** BEGIN **

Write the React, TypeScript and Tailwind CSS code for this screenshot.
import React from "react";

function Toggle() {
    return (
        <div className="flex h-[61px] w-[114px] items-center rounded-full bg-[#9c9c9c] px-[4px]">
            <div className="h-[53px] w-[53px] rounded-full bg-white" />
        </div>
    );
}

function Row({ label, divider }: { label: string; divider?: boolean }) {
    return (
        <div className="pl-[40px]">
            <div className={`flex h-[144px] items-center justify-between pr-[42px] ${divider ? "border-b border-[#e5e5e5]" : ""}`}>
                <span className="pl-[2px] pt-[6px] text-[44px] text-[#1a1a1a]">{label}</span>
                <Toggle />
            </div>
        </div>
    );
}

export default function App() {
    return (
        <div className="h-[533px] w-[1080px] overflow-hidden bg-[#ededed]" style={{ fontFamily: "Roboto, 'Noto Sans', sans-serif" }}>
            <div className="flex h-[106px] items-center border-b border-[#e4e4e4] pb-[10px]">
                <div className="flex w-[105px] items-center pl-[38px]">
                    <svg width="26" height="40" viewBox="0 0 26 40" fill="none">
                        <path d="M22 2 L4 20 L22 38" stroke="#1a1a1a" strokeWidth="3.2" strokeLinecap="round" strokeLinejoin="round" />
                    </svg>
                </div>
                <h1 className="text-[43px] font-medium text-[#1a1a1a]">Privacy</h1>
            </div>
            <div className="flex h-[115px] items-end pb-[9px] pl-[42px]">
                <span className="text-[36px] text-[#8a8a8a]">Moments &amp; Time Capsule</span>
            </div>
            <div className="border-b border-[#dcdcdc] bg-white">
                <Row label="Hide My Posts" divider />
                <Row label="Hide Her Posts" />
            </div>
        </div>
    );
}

** END **

Where a line above contains the string "React", copy that line.

Write the React, TypeScript and Tailwind CSS code for this screenshot.
import React from "react";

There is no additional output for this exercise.